The opinion of the court was delivered by: Morrison C. England, Jr. United States District Judge


Through this petition for a writ of habeas corpus, Fernando Avila Perez, Jr. ("Petitioner") challenges his validation as a member of the Northern Structure prison gang and subsequent transfer to administrative segregation. On September 22, 2010, Respondent moved to dismiss for failure to state a cognizable claim for habeas corpus relief pursuant to 28 U.S.C. § 2254(d). (ECF No. 17.) On January 14, 2011, the Magistrate Judge assigned to the case issued findings and recommendations, concluding that Respondent's motion to dismiss should be denied. (ECF No. 23.) Respondent filed objections to the Magistrate Judge's Findings.

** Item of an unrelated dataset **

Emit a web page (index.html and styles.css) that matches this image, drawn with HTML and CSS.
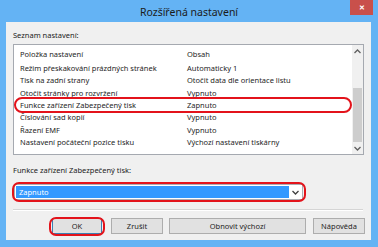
FILE: index.html
```html
<!DOCTYPE html>
<html lang="cs">
<head>
  <meta charset="UTF-8" />
  <title>Rozšířená nastavení</title>
  <link rel="stylesheet" href="styles.css">
</head>
<body>
  <div class="window">
    <div class="titlebar">
      <span class="title">Rozšířená nastavení</span>
      <div class="close">&#x2715;</div>
    </div>

    <div class="client">
      <div class="label">Seznam nastavení:</div>

      <div class="listbox">
        <div class="list">
          <div class="row header"><span class="c1">Položka nastavení</span><span class="c2">Obsah</span></div>
          <div class="row"><span class="c1">Režim přeskakování prázdných stránek</span><span class="c2">Automaticky 1</span></div>
          <div class="row"><span class="c1">Tisk na zadní strany</span><span class="c2">Otočit data dle orientace listu</span></div>
          <div class="row"><span class="c1">Otočit stránky pro rozvržení</span><span class="c2">Vypnuto</span></div>
          <div class="row marked"><span class="c1">Funkce zařízení Zabezpečený tisk</span><span class="c2">Zapnuto</span></div>
          <div class="row"><span class="c1">Číslování sad kopií</span><span class="c2">Vypnuto</span></div>
          <div class="row"><span class="c1">Řazení EMF</span><span class="c2">Vypnuto</span></div>
          <div class="row"><span class="c1">Nastavení počáteční pozice tisku</span><span class="c2">Výchozí nastavení tiskárny</span></div>
        </div>
        <div class="scrollbar">
          <div class="arrow">
            <svg width="7" height="5" viewBox="0 0 7 5"><path d="M0.5 4 L3.5 1 L6.5 4" fill="none" stroke="#606060" stroke-width="1.3"/></svg>
          </div>
          <div class="track"><div class="thumb"></div></div>
          <div class="arrow">
            <svg width="7" height="5" viewBox="0 0 7 5"><path d="M0.5 1 L3.5 4 L6.5 1" fill="none" stroke="#606060" stroke-width="1.3"/></svg>
          </div>
        </div>
      </div>

      <div class="label second">Funkce zařízení Zabezpečený tisk:</div>

      <div class="combo marked-box">
        <div class="combo-value">Zapnuto</div>
        <div class="combo-arrow">
          <svg width="7" height="5" viewBox="0 0 7 5"><path d="M0.5 1 L3.5 4 L6.5 1" fill="none" stroke="#404040" stroke-width="1.3"/></svg>
        </div>
      </div>

      <div class="separator"></div>

      <div class="buttons">
        <button class="btn ok">OK</button>
        <button class="btn cancel">Zrušit</button>
        <button class="btn reset">Obnovit výchozí</button>
        <button class="btn help">Nápověda</button>
      </div>
    </div>
  </div>
</body>
</html>
```

FILE: styles.css
```css
body {
  margin: 0;
  padding: 0;
  background: #64b3f4;
  font-family: 'Noto Sans', 'Liberation Sans', sans-serif;
  color: #1e1e1e;
}

.window {
  width: 378px;
  height: 247px;
  overflow: hidden;
}

.titlebar {
  position: relative;
  height: 22px;
  display: flex;
  align-items: center;
  justify-content: center;
}

.title {
  font-size: 10.5px;
  color: #1b1b1b;
  margin-top: 2px;
}

.close {
  position: absolute;
  top: 0;
  right: 5px;
  width: 23px;
  height: 15px;
  background: #c9504b;
  color: #fff;
  font-size: 7px;
  font-weight: bold;
  display: flex;
  align-items: center;
  justify-content: center;
}

.client {
  margin-left: 6px;
  width: 365px;
  height: 218px;
  background: #f0f0f0;
  box-sizing: border-box;
  padding: 8px 0 0 7px;
  display: flex;
  flex-direction: column;
}

.label {
  font-size: 7.5px;
  line-height: 10px;
  color: #222;
}

.label.second {
  margin-top: 10px;
}

.listbox {
  margin-top: 4px;
  width: 351px;
  height: 111px;
  box-sizing: border-box;
  border: 1px solid #a5a9b0;
  background: #fff;
  display: flex;
}

.list {
  flex: 1;
}

.row {
  position: relative;
  display: flex;
  height: 12.3px;
  align-items: center;
  font-size: 7.5px;
  padding-left: 6px;
}

.row.header {
  height: 17px;
}

.c1 {
  width: 167px;
}

/* red marker round the highlighted row */
.row.marked::after {
  content: '';
  position: absolute;
  left: 0;
  right: 0;
  top: -2px;
  bottom: -2px;
  border: 2px solid #e3131b;
  border-radius: 8px;
}

.scrollbar {
  width: 11px;
  background: #f0f0f0;
  display: flex;
  flex-direction: column;
}

.arrow {
  height: 12px;
  display: flex;
  align-items: center;
  justify-content: center;
}

.track {
  flex: 1;
  display: flex;
  flex-direction: column;
  justify-content: flex-end;
}

.thumb {
  height: 54px;
  margin: 0 1px;
  background: #cdcdcd;
}

.combo {
  position: relative;
  margin-top: 9px;
  width: 289px;
  height: 16px;
  margin-left: 1px;
  box-sizing: border-box;
  border: 1px solid #abadb3;
  background: #fff;
  padding: 1px;
  display: flex;
}

.combo.marked-box::after {
  content: '';
  position: absolute;
  left: -3px;
  right: -4px;
  top: -3px;
  bottom: -3px;
  border: 2px solid #e3131b;
  border-radius: 7px;
}

.combo-value {
  flex: 1;
  background: #3399ff;
  color: #fff;
  font-size: 7.5px;
  display: flex;
  align-items: center;
  padding-left: 3px;
}

.combo-arrow {
  width: 12px;
  display: flex;
  align-items: center;
  justify-content: center;
}

.separator {
  margin-top: 9px;
  width: 350px;
  height: 1px;
  background: #d5d5d5;
  border-bottom: 1px solid #fff;
}

.buttons {
  margin-top: 7px;
  display: flex;
}

.btn {
  height: 16px;
  padding: 0;
  margin: 0;
  border: 1px solid #adadad;
  background: #e1e1e1;
  font-family: 'Noto Sans', 'Liberation Sans', sans-serif;
  font-size: 7.5px;
  color: #1e1e1e;
}

.btn.ok {
  position: relative;
  margin-left: 39px;
  width: 50px;
  border-color: #3c7fb1;
}

.btn.ok::after {
  content: '';
  position: absolute;
  left: -4px;
  right: -4px;
  top: -2px;
  bottom: -3px;
  border: 2px solid #e3131b;
  border-radius: 7px;
}

.btn.cancel {
  margin-left: 9px;
  width: 52px;
}

.btn.reset {
  margin-left: 6px;
  width: 137px;
}

.btn.help {
  margin-left: 7px;
  width: 52px;
}
```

Upon de novo review, the Court concludes that the findings and recommendations should not be adopted, and Respondent's motion to dismiss should be granted.

Petitioner is currently in the custody of the State of California at High Desert State Prison. (Pet'r's Compl. 1.) The instant habeas petition challenges Petitioner's validation as an associate of the Northern Structure prison gang. (Id.) As a result of his gang validation, Petitioner is currently in administrative segregation, and has been endorsed for transfer to a Secure Housing Unit. (Id. 6-7.) Petitioner claims that his gang validation deprived him of due process because it was not supported by sufficient evidence. (Id.)

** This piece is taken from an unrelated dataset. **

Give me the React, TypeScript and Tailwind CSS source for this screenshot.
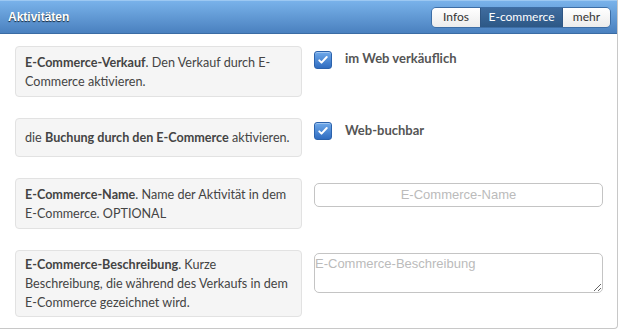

However, the Court lacks jurisdiction to consider the merits of the instant petition because Petitioner challenges only the conditions of his confinement. A district court has jurisdiction to consider an application for a writ of habeas corpus on behalf of a prisoner in custody pursuant to a judgment of a state court only on the ground that said custody violates federal law.

28 U.S.C. § 2254. The Magistrate Judge determined that the Court has jurisdiction over the instant petition relying on Bostic v. Carlson, 884 F.2d 1267 (9th Cir. 1989). Bostic held that "habeas corpus jurisdiction is also available for a prisoner's claims that he has been subjected to greater restrictions of his liberty, such as disciplinary segregation, without due process of law." Id. at 1268.

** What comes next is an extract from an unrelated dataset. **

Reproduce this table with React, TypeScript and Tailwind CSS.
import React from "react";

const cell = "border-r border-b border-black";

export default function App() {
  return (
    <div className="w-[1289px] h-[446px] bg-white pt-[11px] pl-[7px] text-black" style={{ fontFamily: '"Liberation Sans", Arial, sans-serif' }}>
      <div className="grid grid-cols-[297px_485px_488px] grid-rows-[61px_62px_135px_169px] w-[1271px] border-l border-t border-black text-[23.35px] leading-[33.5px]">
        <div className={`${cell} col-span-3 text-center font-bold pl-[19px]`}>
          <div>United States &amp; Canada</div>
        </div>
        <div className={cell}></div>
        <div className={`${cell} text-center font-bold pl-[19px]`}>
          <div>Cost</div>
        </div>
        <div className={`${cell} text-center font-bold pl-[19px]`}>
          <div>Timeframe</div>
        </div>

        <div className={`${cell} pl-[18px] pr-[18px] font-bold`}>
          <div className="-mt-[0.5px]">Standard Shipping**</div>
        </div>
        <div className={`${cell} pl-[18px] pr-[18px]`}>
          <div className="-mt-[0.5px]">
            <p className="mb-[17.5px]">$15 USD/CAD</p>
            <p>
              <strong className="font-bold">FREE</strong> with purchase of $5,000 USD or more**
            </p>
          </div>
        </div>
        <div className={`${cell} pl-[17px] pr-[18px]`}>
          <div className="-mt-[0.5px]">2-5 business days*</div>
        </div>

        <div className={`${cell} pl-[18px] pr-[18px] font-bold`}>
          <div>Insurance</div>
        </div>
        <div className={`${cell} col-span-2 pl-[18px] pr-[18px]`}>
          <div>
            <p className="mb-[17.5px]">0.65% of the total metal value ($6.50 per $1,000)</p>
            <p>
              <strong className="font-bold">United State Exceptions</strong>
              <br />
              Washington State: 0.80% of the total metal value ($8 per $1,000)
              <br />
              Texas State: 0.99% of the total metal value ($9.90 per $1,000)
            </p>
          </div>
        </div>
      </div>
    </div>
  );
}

However, Bostic was decided in the context of a habeas petition made pursuant to 28 U.S.C. § 2241, and did not involve a state prisoner. Further, in Ramirez v. Galaza, which followed Bostic and involved a state prisoner, the 9th Circuit held that "habeas jurisdiction is absent, and a § 1983 action proper, where a successful challenge to a prison condition will not necessarily shorten the prisoner's sentence." Ramirez v. Galaza, 334 F.3d 850, 859 (9th Cir. 2003). See also Docken v. Chase, 393 F.3d 1024, 1030 n.4 (9th Cir. 2004) (implicitly upholding the conclusion of Ramirez, that habeas corpus jurisdiction is unavailable for a state prisoner's challenge to internal disciplinary procedures and resulting administrative segregation).

Because the instant petition challenges only internal disciplinary procedures and Petitioner's resulting administrative segregation, the Court does not have habeas corpus jurisdiction. The proper vehicle for a challenge to the conditions of imprisonment is a civil rights action pursuant to 28 U.S.C. § 1983. Ramirez, 334 F.3d at 859. As a result, Petitioner should be granted leave to amend his complaint to reflect an intent to proceed with a civil rights action pursuant to § 1983. See Eldridge v. Block, 832 F.2d 1132, 1135-36 (9th Cir. 1987).

Based on the foregoing, Respondent's Motion to Dismiss (ECF No. 17) is hereby GRANTED and the Court declines to follow the Magistrate Judge's Findings and Recommendations (ECF No. 23). Petitioner may file an amended complaint seeking redress, pursuant to 28 U.S.C. § 1983, within twenty (20) days of the electronic filing of this order.

If no amended complaint is filed within said twenty (20)-day period, without further notice, Petitioner's complaint will be dismissed without leave to amend.